By Lynette Norris
Greene Publishing, Inc.
Osgood Street next to the small neighborhood Clover Farms Grocery was looking pretty bad; it was overgrown with vines and shrubbery and full of trash – plastic bottles, drink cups, fast food bags empty cigarette packs and other debris.
The nearby residents had been calling and complaining, trying to get help from the County Commission, and Bennett tried calling the Road Department to come help him get the street cleaned up; his understanding was that the department would send in a team of inmates Monday morning to help with the task, but by noon, Bennett, who had been there since 8 a.m., was still working alone, and didn’t know what the hold-up was. Inmates cost people tax money, and Bennett feels they should be out working on projects just like this one. “If you do the crime, you do the time. You don’t sit around in jail all day playing cards.”

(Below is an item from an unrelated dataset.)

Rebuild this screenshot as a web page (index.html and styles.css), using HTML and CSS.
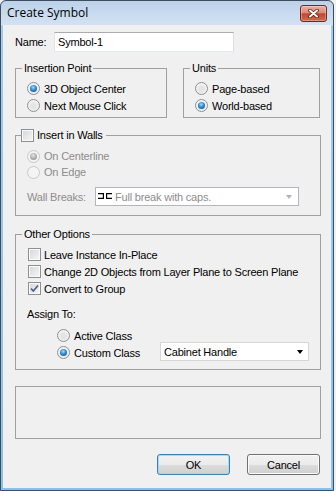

“These people pay taxes just like everybody else,” he said, indicating the small grocery, the small residence next to it, and the surrounding neighborhood. But side of the road was so overgrown that no one could see the little house, or business with the lot full of cars behind it. Now, with improved visibility, both places are safer, and with the adjacent roadway cleared of trash, Clover Farms Grocery doesn’t have to worry about its customers being turned off by the eyesore and taking their business elsewhere.
Bennett, using his own truck, gas, tools and lawn mower had managed to cut a wide swath in the in the vines and shrubs and gather up a large bag of trash.
“When people have a problem, you need to be able to step in there and solve it,” he said. “It’s time to get on the ball and be able to work together, and I got out here to show people that this is what I will be doing.”